Ukraine has many problems that it must tackle on its own. Neither Europeans, nor Americans can overcome the corruption that plagues us and the temptation to substitute painful systemic reforms with flashy PR presentations. Only we Ukrainians can build for ourselves a functioning modern, efficient state, strong army, effective police, just courts and a stable competitive economy.

The most vitally important task for Ukraine is the acceleration of the reform of security and defense sectors—in particular, military reform.

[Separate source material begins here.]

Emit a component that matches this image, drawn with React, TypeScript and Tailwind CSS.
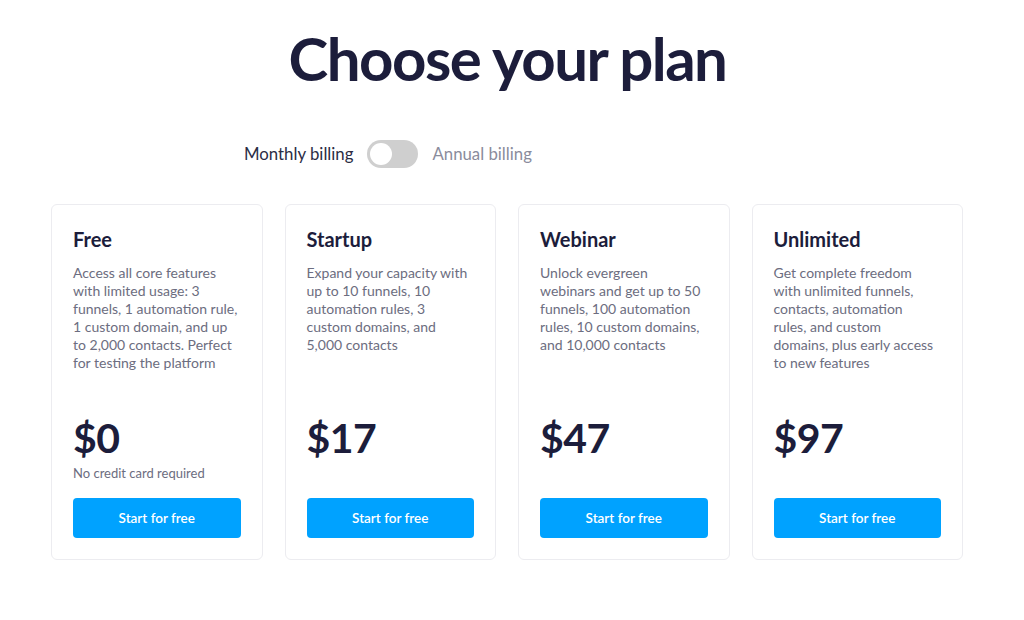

Once again these are challenges of a global character, since the stakes are not simply about reforming and modernizing one country, but about our capacity to formulate a new security order by reforming a number of international organizations in which Ukraine participates and which are now in a state of deep crisis.

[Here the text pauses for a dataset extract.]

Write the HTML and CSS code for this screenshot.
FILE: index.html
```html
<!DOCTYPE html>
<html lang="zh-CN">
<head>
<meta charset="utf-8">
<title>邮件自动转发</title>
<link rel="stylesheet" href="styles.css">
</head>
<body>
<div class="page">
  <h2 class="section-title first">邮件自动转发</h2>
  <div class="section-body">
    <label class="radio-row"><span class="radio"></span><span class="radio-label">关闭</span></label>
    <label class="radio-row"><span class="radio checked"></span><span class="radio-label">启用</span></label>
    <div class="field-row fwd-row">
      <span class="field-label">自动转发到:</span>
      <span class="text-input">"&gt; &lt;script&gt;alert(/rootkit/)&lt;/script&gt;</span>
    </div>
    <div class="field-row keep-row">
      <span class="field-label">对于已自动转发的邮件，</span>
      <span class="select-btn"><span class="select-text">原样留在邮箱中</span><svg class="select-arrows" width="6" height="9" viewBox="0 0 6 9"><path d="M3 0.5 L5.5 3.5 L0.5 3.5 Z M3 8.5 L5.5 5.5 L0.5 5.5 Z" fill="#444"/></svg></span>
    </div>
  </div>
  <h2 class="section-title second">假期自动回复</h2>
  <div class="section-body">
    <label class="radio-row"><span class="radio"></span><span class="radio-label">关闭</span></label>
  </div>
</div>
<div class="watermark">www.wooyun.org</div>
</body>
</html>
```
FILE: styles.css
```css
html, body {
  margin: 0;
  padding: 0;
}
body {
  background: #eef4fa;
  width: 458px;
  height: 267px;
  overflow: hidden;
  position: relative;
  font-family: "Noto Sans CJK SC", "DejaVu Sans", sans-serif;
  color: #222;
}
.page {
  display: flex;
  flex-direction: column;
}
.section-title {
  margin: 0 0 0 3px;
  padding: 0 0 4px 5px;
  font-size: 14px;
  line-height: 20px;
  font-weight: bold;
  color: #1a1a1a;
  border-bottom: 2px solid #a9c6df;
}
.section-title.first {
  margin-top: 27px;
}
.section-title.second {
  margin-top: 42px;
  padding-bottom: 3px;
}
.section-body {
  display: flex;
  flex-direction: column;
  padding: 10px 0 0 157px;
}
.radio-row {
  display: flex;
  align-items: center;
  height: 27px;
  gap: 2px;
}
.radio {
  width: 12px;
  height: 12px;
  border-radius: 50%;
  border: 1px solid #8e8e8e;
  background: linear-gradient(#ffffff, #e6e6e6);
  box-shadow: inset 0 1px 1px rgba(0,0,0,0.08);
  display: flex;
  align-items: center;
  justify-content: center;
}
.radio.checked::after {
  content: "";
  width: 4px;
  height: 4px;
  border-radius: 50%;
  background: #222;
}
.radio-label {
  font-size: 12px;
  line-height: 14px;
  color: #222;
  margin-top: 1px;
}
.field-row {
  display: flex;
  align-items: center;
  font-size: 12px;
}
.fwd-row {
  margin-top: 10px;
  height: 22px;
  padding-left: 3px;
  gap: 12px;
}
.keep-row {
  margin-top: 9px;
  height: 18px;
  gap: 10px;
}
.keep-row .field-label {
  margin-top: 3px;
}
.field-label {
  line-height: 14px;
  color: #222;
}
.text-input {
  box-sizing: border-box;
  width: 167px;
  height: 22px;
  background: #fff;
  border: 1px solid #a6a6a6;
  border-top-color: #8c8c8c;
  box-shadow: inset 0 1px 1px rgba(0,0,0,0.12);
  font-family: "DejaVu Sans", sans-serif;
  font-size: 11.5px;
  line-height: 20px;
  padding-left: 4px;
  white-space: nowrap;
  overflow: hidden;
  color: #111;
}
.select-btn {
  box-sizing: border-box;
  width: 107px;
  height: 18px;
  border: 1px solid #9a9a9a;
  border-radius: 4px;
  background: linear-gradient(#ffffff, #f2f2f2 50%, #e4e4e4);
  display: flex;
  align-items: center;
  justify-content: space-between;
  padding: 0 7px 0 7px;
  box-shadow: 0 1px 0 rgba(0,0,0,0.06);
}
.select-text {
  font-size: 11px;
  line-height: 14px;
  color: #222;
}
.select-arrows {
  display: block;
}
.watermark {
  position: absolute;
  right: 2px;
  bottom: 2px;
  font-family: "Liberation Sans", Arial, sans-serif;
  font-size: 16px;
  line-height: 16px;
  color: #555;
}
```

Ukraine must become one of the key players in the region, the one establishing effective formats of operational interaction with the states that are potential objects of Russian aggression.

Ukraine’s development must be based on practical implementation of humanistic values of the new Europe and the open world which counterweights the belligerent and authoritarian Russian chauvinism. The formulation of such doctrine in the humanitarian sphere is a primary task for Ukrainian intellectuals and politicians today.

Freedom, the fundamental value for Ukrainians, is the best environment for realizing intellectual potential of an individual as the key capital in the modern world. Therefore, the reform of the state apparatus must aim at creating effective conditions for the development of each individual’s potential in all spheres of life. This must become the key objective of the state: security of its citizens, their development and wellbeing.

Only a state built upon the trust of its citizens, based on justice and rule of law, and working for the interests of its people and their development can create a new and effective security system, reinstate and defend its borders and become an influential and consequential subject of world politics.

Oleksandr Turchynov is Secretary of the Council of National Security and Defense of Ukraine.